Court / Jury Duty Scam Phone Numbers
171 reported numbers impersonating the County Court / Sheriff. Caller claims you missed jury duty and a warrant has been issued for your arrest.
How the Court / Jury Duty scam works
The caller claims to be a sheriff's deputy, a court clerk, or a "warrant officer" notifying the recipient that they failed to appear for jury duty and that a warrant has been issued. To make the warrant go away, the recipient must pay a fine immediately — typically by gift card or prepaid debit card. Real courts notify jurors of missed duty by mail; arrest warrants for missed jury duty are extremely rare and would never be resolved by phone payment.
Common pressure tactics
- "Failure to appear" claim
- Threats of arrest
- Demands gift card payment
- Fake court badge numbers
The script you'll usually hear
Most court / jury duty calls open with one of three hooks: a fake "officer" or "agent" introducing themselves with a badge number, a recorded voice claiming an account or status has been frozen, or an aggressive demand to "respond within the hour" to avoid a consequence. The script then escalates pressure quickly. Recipients who push back are typically transferred to a "supervisor" who continues the same pitch with a slightly more authoritative tone — there is rarely a real second person on the line; it's almost always the same call-center agent putting on a different voice.
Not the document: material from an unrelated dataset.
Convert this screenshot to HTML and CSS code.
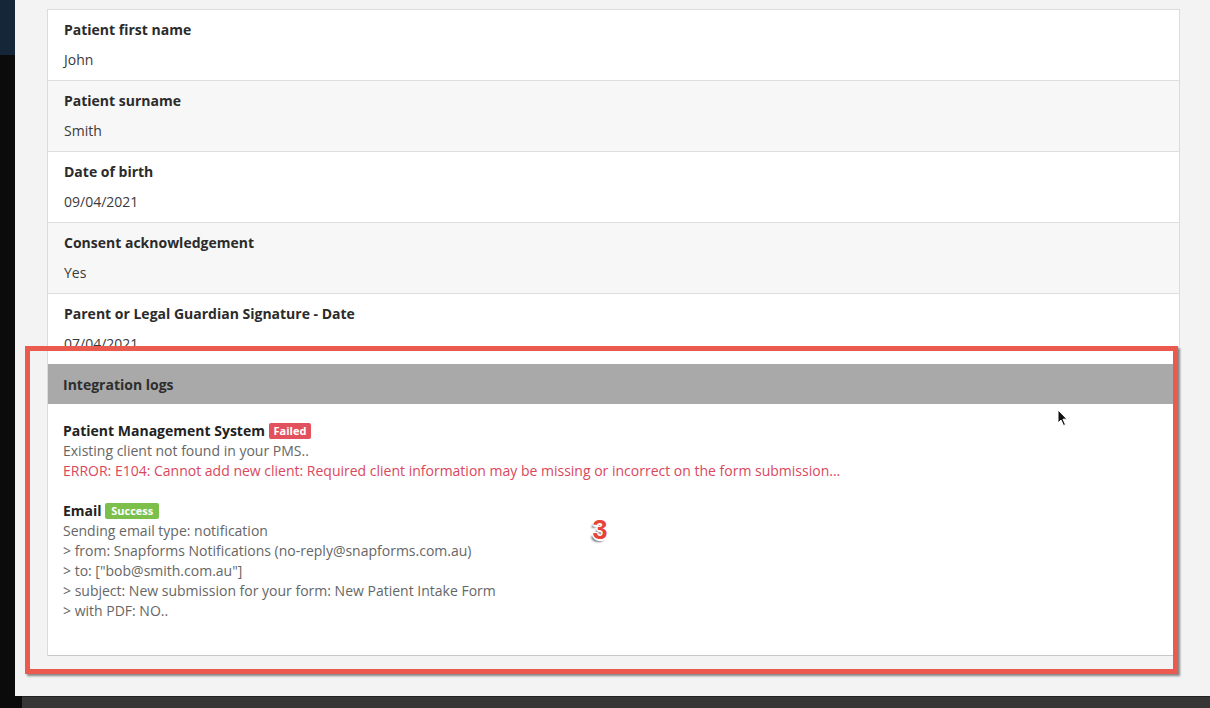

If you receive one of these calls
- Hang up. Do not "press 1" or stay on the line — both confirm a working number.
- Look up the number on ScamDialer. If others have reported it, add your report so the next person sees a stronger signal.
- Report it to the agency the caller pretended to be. For County Court / Sheriff, find the agency's official complaint channel and forward the time of call, the spoofed caller-ID number, and any voicemail recording you have.
- Block the number on your device. If the calls keep coming from new numbers, consider one of the third-party call-blocking apps recommended in our sidebar.
What it means when a number scores "Confirmed Scam"
The risk score above each entry combines complaint volume, recency, and the severity of the tactics described in the most recent reports. Anything 85+ is labeled Confirmed Scam on the directory: that means many independent reporters have described aggressive pressure tactics — usually arrest threats, gift card demands, or wire transfer requests — and the most recent activity was within the last few months. If a number scores in the 65–84 range we label it High Risk; 40–64 is Suspected Robocall; below 40 is Low Risk, usually meaning a single complaint or stale activity.